------ Raw data

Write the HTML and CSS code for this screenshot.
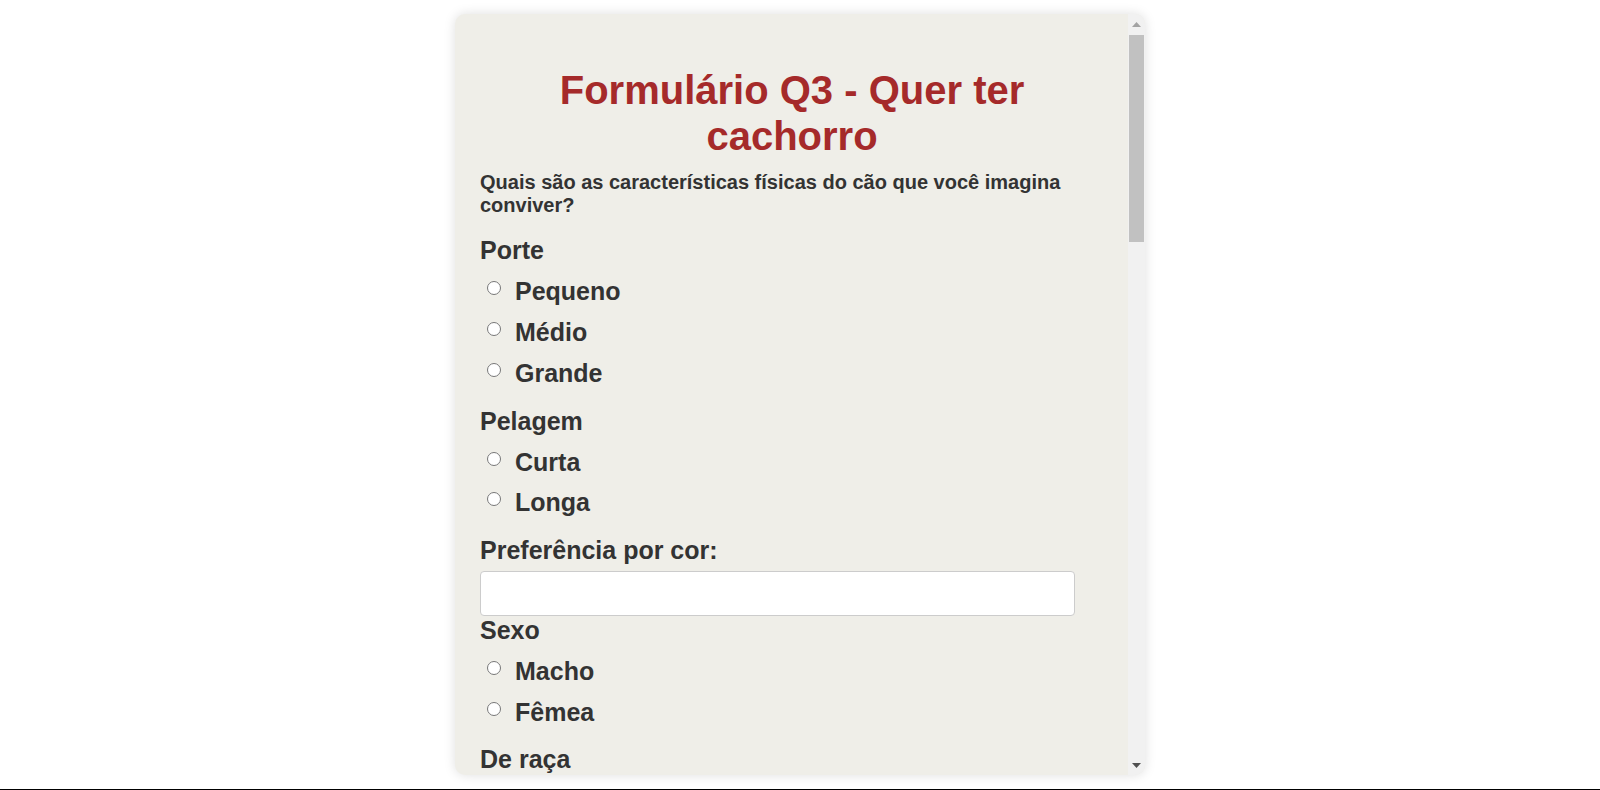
FILE: index.html
```html
<!DOCTYPE html>
<html lang="pt-BR">
<head>
<meta charset="utf-8">
<title>Formulário Q3 - Quer ter cachorro</title>
<link rel="stylesheet" href="styles.css">
</head>
<body>
<div class="card">
<form class="pane">
  <h1 class="title">Formulário Q3 - Quer ter cachorro</h1>
  <p class="question">Quais são as características físicas do cão que você imagina conviver?</p>

  <div class="group">
    <div class="group-label">Porte</div>
    <label class="option"><input type="radio" name="porte"><span>Pequeno</span></label>
    <label class="option"><input type="radio" name="porte"><span>Médio</span></label>
    <label class="option"><input type="radio" name="porte"><span>Grande</span></label>
  </div>

  <div class="group">
    <div class="group-label">Pelagem</div>
    <label class="option"><input type="radio" name="pelagem"><span>Curta</span></label>
    <label class="option"><input type="radio" name="pelagem"><span>Longa</span></label>
  </div>

  <div class="group field">
    <label class="group-label" for="cor">Preferência por cor:</label>
    <input class="text-input" type="text" id="cor">
  </div>

  <div class="group after-field">
    <div class="group-label">Sexo</div>
    <label class="option"><input type="radio" name="sexo"><span>Macho</span></label>
    <label class="option"><input type="radio" name="sexo"><span>Fêmea</span></label>
  </div>

  <div class="group tight">
    <div class="group-label">De raça</div>
    <label class="option"><input type="radio" name="raca"><span>Sim</span></label>
    <label class="option"><input type="radio" name="raca"><span>Não</span></label>
  </div>

  <div class="group">
    <div class="group-label">Idade</div>
    <label class="option"><input type="radio" name="idade"><span>Filhote</span></label>
    <label class="option"><input type="radio" name="idade"><span>Adulto</span></label>
    <label class="option"><input type="radio" name="idade"><span>Idoso</span></label>
  </div>

  <div class="group">
    <div class="group-label">Nível de energia</div>
    <label class="option"><input type="radio" name="energia"><span>Calmo</span></label>
    <label class="option"><input type="radio" name="energia"><span>Moderado</span></label>
    <label class="option"><input type="radio" name="energia"><span>Agitado</span></label>
  </div>

  <p class="question section">Como é o local onde você mora?</p>

  <div class="group">
    <div class="group-label">Tipo de moradia</div>
    <label class="option"><input type="radio" name="moradia"><span>Casa</span></label>
    <label class="option"><input type="radio" name="moradia"><span>Apartamento</span></label>
    <label class="option"><input type="radio" name="moradia"><span>Sítio / Chácara</span></label>
  </div>

  <div class="group">
    <div class="group-label">Possui quintal?</div>
    <label class="option"><input type="radio" name="quintal"><span>Sim</span></label>
    <label class="option"><input type="radio" name="quintal"><span>Não</span></label>
  </div>

  <p class="question section">Como é a sua rotina?</p>

  <div class="group field">
    <label class="group-label" for="horas">Horas fora de casa por dia:</label>
    <input class="text-input" type="text" id="horas">
  </div>

  <div class="group after-field">
    <div class="group-label">Tempo disponível para o cão</div>
    <label class="option"><input type="radio" name="tempo"><span>Menos de 1 hora</span></label>
    <label class="option"><input type="radio" name="tempo"><span>De 1 a 2 horas</span></label>
    <label class="option"><input type="radio" name="tempo"><span>Mais de 2 horas</span></label>
  </div>

  <div class="group">
    <div class="group-label">Já teve cachorro antes?</div>
    <label class="option"><input type="radio" name="teve"><span>Sim</span></label>
    <label class="option"><input type="radio" name="teve"><span>Não</span></label>
  </div>

  <div class="group">
    <div class="group-label">Outros animais em casa?</div>
    <label class="option"><input type="radio" name="outros"><span>Sim</span></label>
    <label class="option"><input type="radio" name="outros"><span>Não</span></label>
  </div>

  <div class="group">
    <div class="group-label">Orçamento mensal</div>
    <label class="option"><input type="radio" name="orcamento"><span>Até R$ 100</span></label>
    <label class="option"><input type="radio" name="orcamento"><span>R$ 100 a R$ 300</span></label>
    <label class="option"><input type="radio" name="orcamento"><span>Mais de R$ 300</span></label>
  </div>

  <div class="group field">
    <label class="group-label" for="cuidador">Quem vai cuidar do cachorro?</label>
    <input class="text-input" type="text" id="cuidador">
  </div>

  <div class="group field">
    <label class="group-label" for="obs">Observações:</label>
    <textarea class="text-area" id="obs"></textarea>
  </div>

  <div class="actions">
    <button class="submit" type="submit">Enviar</button>
  </div>
</form>
<div class="scrollbar" aria-hidden="true">
  <div class="sb-button">
    <svg class="sb-arrow" width="9" height="5" viewBox="0 0 9 5"><polygon points="4.5,0 9,5 0,5" fill="#a3a3a3"/></svg>
  </div>
  <div class="sb-track">
    <div class="sb-thumb"></div>
  </div>
  <div class="sb-button">
    <svg class="sb-arrow" width="9" height="5" viewBox="0 0 9 5"><polygon points="0,0 9,0 4.5,5" fill="#505050"/></svg>
  </div>
</div>
</div>
</body>
</html>
```

FILE: styles.css
```css
html {
  height: 790px;
}

body {
  margin: 0;
  height: 790px;
  box-sizing: border-box;
  padding-top: 14px;
  border-bottom: 1px solid #000;
  background: #ffffff;
  font-family: "Liberation Sans", Arial, sans-serif;
  color: #333333;
  overflow: hidden;
}

.card {
  display: flex;
  width: 690px;
  height: 761px;
  margin: 0 auto;
  background: #efeee8;
  border-radius: 10px;
  box-shadow: 0 0 12px rgba(0, 0, 0, 0.13);
  overflow: hidden;
}

.pane {
  display: block;
  flex: 1;
  min-width: 0;
  box-sizing: border-box;
  padding: 26px 24px 40px 25px;
  overflow-y: auto;
}

.scrollbar {
  flex: none;
  width: 17px;
  display: flex;
  flex-direction: column;
  background: #f1f1f1;
}

.sb-button {
  flex: none;
  height: 20px;
  display: flex;
  align-items: center;
  justify-content: center;
}

.sb-arrow {
  display: block;
}

.sb-track {
  flex: 1;
}

.sb-thumb {
  height: 207px;
  margin: 1px 1px 0;
  background: #c1c1c1;
}

.title {
  margin: 27px 0 12px;
  font-size: 40px;
  line-height: 46px;
  font-weight: bold;
  text-align: center;
  color: #a52a2a;
}

.question {
  margin: 0;
  font-size: 20px;
  line-height: 23px;
  font-weight: bold;
}

.question.section {
  margin-top: 30px;
}

.group {
  display: flex;
  flex-direction: column;
  gap: 12.2px;
  margin-top: 19px;
}

.group.tight {
  margin-top: 18px;
}

.group.field {
  gap: 6px;
}

.group.after-field {
  margin-top: 0;
}

.group-label {
  font-size: 25px;
  line-height: 28.75px;
  font-weight: bold;
}

.option {
  display: flex;
  align-items: flex-start;
  font-size: 25px;
  line-height: 28.75px;
  font-weight: bold;
}

.option input {
  width: 14px;
  height: 14px;
  margin: 4px 14px 0 7px;
  flex: none;
}

.text-input {
  width: 95.3%;
  height: 45px;
  box-sizing: border-box;
  padding: 8px 10px;
  border: 1px solid #cccccc;
  border-radius: 4px;
  background: #ffffff;
  font-family: inherit;
  font-size: 18px;
}

.text-area {
  width: 95.3%;
  height: 120px;
  box-sizing: border-box;
  padding: 8px 10px;
  border: 1px solid #cccccc;
  border-radius: 4px;
  background: #ffffff;
  font-family: inherit;
  font-size: 18px;
  resize: vertical;
}

.actions {
  margin-top: 24px;
}

.submit {
  padding: 12px 28px;
  border: none;
  border-radius: 4px;
  background: #a52a2a;
  color: #ffffff;
  font-family: inherit;
  font-size: 20px;
  font-weight: bold;
}
```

------------

[Exercise description] Leave out the pictures and give the listing above again exactly.

[Response to the task]
Write the HTML and CSS code for this screenshot.
FILE: index.html
```html
<!DOCTYPE html>
<html lang="pt-BR">
<head>
<meta charset="utf-8">
<title>Formulário Q3 - Quer ter cachorro</title>
<link rel="stylesheet" href="styles.css">
</head>
<body>
<div class="card">
<form class="pane">
  <h1 class="title">Formulário Q3 - Quer ter cachorro</h1>
  <p class="question">Quais são as características físicas do cão que você imagina conviver?</p>

  <div class="group">
    <div class="group-label">Porte</div>
    <label class="option"><input type="radio" name="porte"><span>Pequeno</span></label>
    <label class="option"><input type="radio" name="porte"><span>Médio</span></label>
    <label class="option"><input type="radio" name="porte"><span>Grande</span></label>
  </div>

  <div class="group">
    <div class="group-label">Pelagem</div>
    <label class="option"><input type="radio" name="pelagem"><span>Curta</span></label>
    <label class="option"><input type="radio" name="pelagem"><span>Longa</span></label>
  </div>

  <div class="group field">
    <label class="group-label" for="cor">Preferência por cor:</label>
    <input class="text-input" type="text" id="cor">
  </div>

  <div class="group after-field">
    <div class="group-label">Sexo</div>
    <label class="option"><input type="radio" name="sexo"><span>Macho</span></label>
    <label class="option"><input type="radio" name="sexo"><span>Fêmea</span></label>
  </div>

  <div class="group tight">
    <div class="group-label">De raça</div>
    <label class="option"><input type="radio" name="raca"><span>Sim</span></label>
    <label class="option"><input type="radio" name="raca"><span>Não</span></label>
  </div>

  <div class="group">
    <div class="group-label">Idade</div>
    <label class="option"><input type="radio" name="idade"><span>Filhote</span></label>
    <label class="option"><input type="radio" name="idade"><span>Adulto</span></label>
    <label class="option"><input type="radio" name="idade"><span>Idoso</span></label>
  </div>

  <div class="group">
    <div class="group-label">Nível de energia</div>
    <label class="option"><input type="radio" name="energia"><span>Calmo</span></label>
    <label class="option"><input type="radio" name="energia"><span>Moderado</span></label>
    <label class="option"><input type="radio" name="energia"><span>Agitado</span></label>
  </div>

  <p class="question section">Como é o local onde você mora?</p>

  <div class="group">
    <div class="group-label">Tipo de moradia</div>
    <label class="option"><input type="radio" name="moradia"><span>Casa</span></label>
    <label class="option"><input type="radio" name="moradia"><span>Apartamento</span></label>
    <label class="option"><input type="radio" name="moradia"><span>Sítio / Chácara</span></label>
  </div>

  <div class="group">
    <div class="group-label">Possui quintal?</div>
    <label class="option"><input type="radio" name="quintal"><span>Sim</span></label>
    <label class="option"><input type="radio" name="quintal"><span>Não</span></label>
  </div>

  <p class="question section">Como é a sua rotina?</p>

  <div class="group field">
    <label class="group-label" for="horas">Horas fora de casa por dia:</label>
    <input class="text-input" type="text" id="horas">
  </div>

  <div class="group after-field">
    <div class="group-label">Tempo disponível para o cão</div>
    <label class="option"><input type="radio" name="tempo"><span>Menos de 1 hora</span></label>
    <label class="option"><input type="radio" name="tempo"><span>De 1 a 2 horas</span></label>
    <label class="option"><input type="radio" name="tempo"><span>Mais de 2 horas</span></label>
  </div>

  <div class="group">
    <div class="group-label">Já teve cachorro antes?</div>
    <label class="option"><input type="radio" name="teve"><span>Sim</span></label>
    <label class="option"><input type="radio" name="teve"><span>Não</span></label>
  </div>

  <div class="group">
    <div class="group-label">Outros animais em casa?</div>
    <label class="option"><input type="radio" name="outros"><span>Sim</span></label>
    <label class="option"><input type="radio" name="outros"><span>Não</span></label>
  </div>

  <div class="group">
    <div class="group-label">Orçamento mensal</div>
    <label class="option"><input type="radio" name="orcamento"><span>Até R$ 100</span></label>
    <label class="option"><input type="radio" name="orcamento"><span>R$ 100 a R$ 300</span></label>
    <label class="option"><input type="radio" name="orcamento"><span>Mais de R$ 300</span></label>
  </div>

  <div class="group field">
    <label class="group-label" for="cuidador">Quem vai cuidar do cachorro?</label>
    <input class="text-input" type="text" id="cuidador">
  </div>

  <div class="group field">
    <label class="group-label" for="obs">Observações:</label>
    <textarea class="text-area" id="obs"></textarea>
  </div>

  <div class="actions">
    <button class="submit" type="submit">Enviar</button>
  </div>
</form>
<div class="scrollbar" aria-hidden="true">
  <div class="sb-button">
    <svg class="sb-arrow" width="9" height="5" viewBox="0 0 9 5"><polygon points="4.5,0 9,5 0,5" fill="#a3a3a3"/></svg>
  </div>
  <div class="sb-track">
    <div class="sb-thumb"></div>
  </div>
  <div class="sb-button">
    <svg class="sb-arrow" width="9" height="5" viewBox="0 0 9 5"><polygon points="0,0 9,0 4.5,5" fill="#505050"/></svg>
  </div>
</div>
</div>
</body>
</html>
```

FILE: styles.css
```css
html {
  height: 790px;
}

body {
  margin: 0;
  height: 790px;
  box-sizing: border-box;
  padding-top: 14px;
  border-bottom: 1px solid #000;
  background: #ffffff;
  font-family: "Liberation Sans", Arial, sans-serif;
  color: #333333;
  overflow: hidden;
}

.card {
  display: flex;
  width: 690px;
  height: 761px;
  margin: 0 auto;
  background: #efeee8;
  border-radius: 10px;
  box-shadow: 0 0 12px rgba(0, 0, 0, 0.13);
  overflow: hidden;
}

.pane {
  display: block;
  flex: 1;
  min-width: 0;
  box-sizing: border-box;
  padding: 26px 24px 40px 25px;
  overflow-y: auto;
}

.scrollbar {
  flex: none;
  width: 17px;
  display: flex;
  flex-direction: column;
  background: #f1f1f1;
}

.sb-button {
  flex: none;
  height: 20px;
  display: flex;
  align-items: center;
  justify-content: center;
}

.sb-arrow {
  display: block;
}

.sb-track {
  flex: 1;
}

.sb-thumb {
  height: 207px;
  margin: 1px 1px 0;
  background: #c1c1c1;
}

.title {
  margin: 27px 0 12px;
  font-size: 40px;
  line-height: 46px;
  font-weight: bold;
  text-align: center;
  color: #a52a2a;
}

.question {
  margin: 0;
  font-size: 20px;
  line-height: 23px;
  font-weight: bold;
}

.question.section {
  margin-top: 30px;
}

.group {
  display: flex;
  flex-direction: column;
  gap: 12.2px;
  margin-top: 19px;
}

.group.tight {
  margin-top: 18px;
}

.group.field {
  gap: 6px;
}

.group.after-field {
  margin-top: 0;
}

.group-label {
  font-size: 25px;
  line-height: 28.75px;
  font-weight: bold;
}

.option {
  display: flex;
  align-items: flex-start;
  font-size: 25px;
  line-height: 28.75px;
  font-weight: bold;
}

.option input {
  width: 14px;
  height: 14px;
  margin: 4px 14px 0 7px;
  flex: none;
}

.text-input {
  width: 95.3%;
  height: 45px;
  box-sizing: border-box;
  padding: 8px 10px;
  border: 1px solid #cccccc;
  border-radius: 4px;
  background: #ffffff;
  font-family: inherit;
  font-size: 18px;
}

.text-area {
  width: 95.3%;
  height: 120px;
  box-sizing: border-box;
  padding: 8px 10px;
  border: 1px solid #cccccc;
  border-radius: 4px;
  background: #ffffff;
  font-family: inherit;
  font-size: 18px;
  resize: vertical;
}

.actions {
  margin-top: 24px;
}

.submit {
  padding: 12px 28px;
  border: none;
  border-radius: 4px;
  background: #a52a2a;
  color: #ffffff;
  font-family: inherit;
  font-size: 20px;
  font-weight: bold;
}
```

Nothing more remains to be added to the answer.